Que faire surtout lorsque des rumeurs folles circulent à Kifissia ou à Kolonaki, deux quartiers huppés de la capitale grecque ? Il se murmure que bientôt, là, demain, le gouvernement grec prendra 40% de tous les comptes au-dessus de 100 000€.

Du coup : panique à bord. Première solution, acheter en masse. Parce que les cartes de crédit fonctionnent encore. Du coup, les bijouteries des quartiers chics et moins chics ne désemplissent pas : tous ceux qui ont des liquidités les transforment en bijoux.

Le réflexe est connu : on achète de l'or, des pierres, et on stocke en attendant des jours meilleurs. Mais tout ce qui est négociable se vend en ce moment comme des petits pains : voitures, téléphones de luxe... Mais encore faut-il qu'on accepte de vous vendre.

Les commerçants doivent être ravis !

Pas forcément. George Papalexis est joaillier à Athènes. Il y a quelques jours, un client a voulu acheter pour 1M€ de bijoux. Refus du joaillier. Pourquoi ? Parce que quand deux riches se rencontrent, le joaillier et le client, les deux ont des problèmes de riches.

Je m'explique : le client aurait réglé son problème, vider son compte bancaire. Mais le joaillier, lui, aurait vu son propre compte crédité d'un million. Un million sur un compte, c'est 900 000€ de trop que le gouvernement pourrait taxer à 40%. Donc, pas question !

Mais il y a d'autres techniques pour contourner la loi quand on est riche et paniqué. Par exemple, ouvrir des comptes multiples et diviser d'autant ses liquidités. Ou encore, mais c'est plus dangereux, transférer ses sous chez sur le compte de parents pauvres.

Le but est toujours le même : se rapprocher le plus possible des fameux 100 000€ par compte bancaire. Je vous rappelle tout de même qu'il ne s'agit que d'une rumeur et que personne n'a encore décidé quoi que ce soit ni au gouvernement, ni dans les banques.

Mais c'est l'Etat grec qu'on dépossède... Ce n’est pas très civique...

Si les riches grecs étaient civiques, la Grèce n’aurait peut-être pas autant de problème à finir ses fins de mois. Mais en fait, le paradoxe, c'est que les riches grecs, depuis quelques jours, paient rubis sur l'ongle tous leurs impôts pour 2015.

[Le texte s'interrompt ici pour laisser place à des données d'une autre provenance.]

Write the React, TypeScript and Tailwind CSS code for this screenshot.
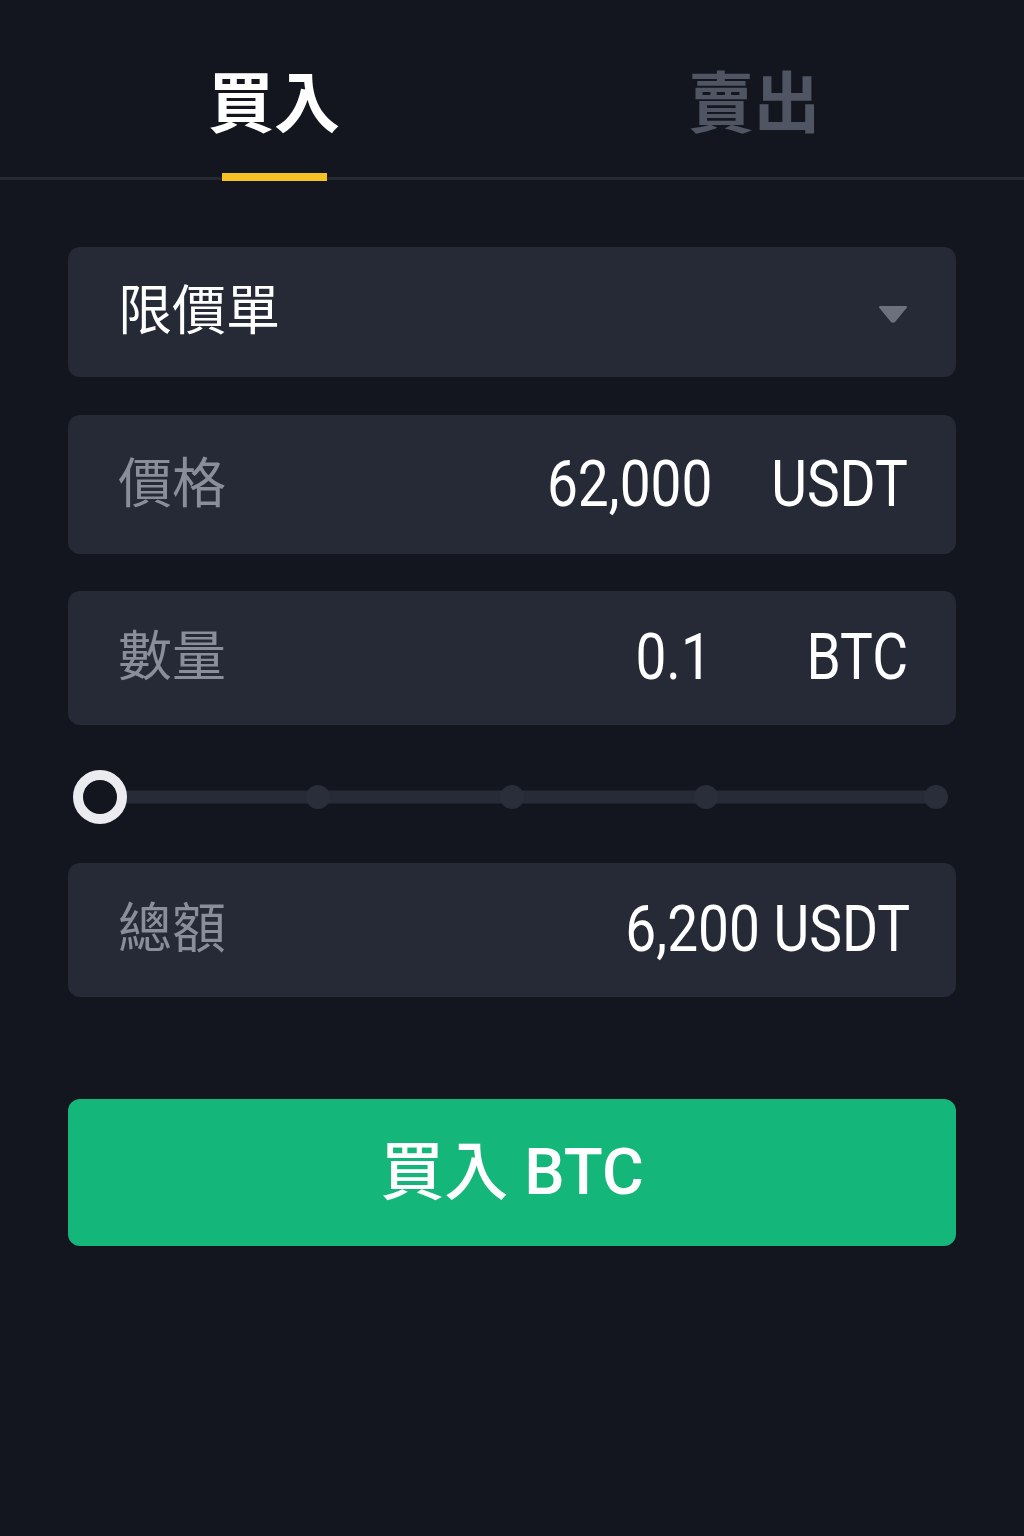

Là aussi, ça demande quelques explications : d'abord, ils veulent montrer patte blanche, histoire de ne pas fâcher ces « communistes » de Syriza – je cite bien sûr. Ensuite, ils appliquent la même logique que tout à l'heure.

Si tout ce qui est au-dessus de 100 000€ menace d'être taxé à 40%. Autant payer là, tout de suite maintenant ses impôts, mais aussi ses loyers, qu'ils paient pour l'année, ses assurances, ses faux-frais, tout ce qu'ils peuvent histoire de dégonfler leur compte.

Au final, c'est l'Etat grec qui encaisse et sur une simple rumeur, je le rappelle ! Enfin, il y a ceux qui non seulement paniquent mais qui sombrent carrément dans la dépression. Comme cet agent de voyage athénien, patron d'une dizaine de salariés.

Depuis quelques jours, son agence est déconnectée du système global d'émission de billets d'avions. Il a donc réuni son personnel et a commencé son discours par ces mots : « avec ces communistes, nous allons tous mourir ». Ses salariés en rigolent encore...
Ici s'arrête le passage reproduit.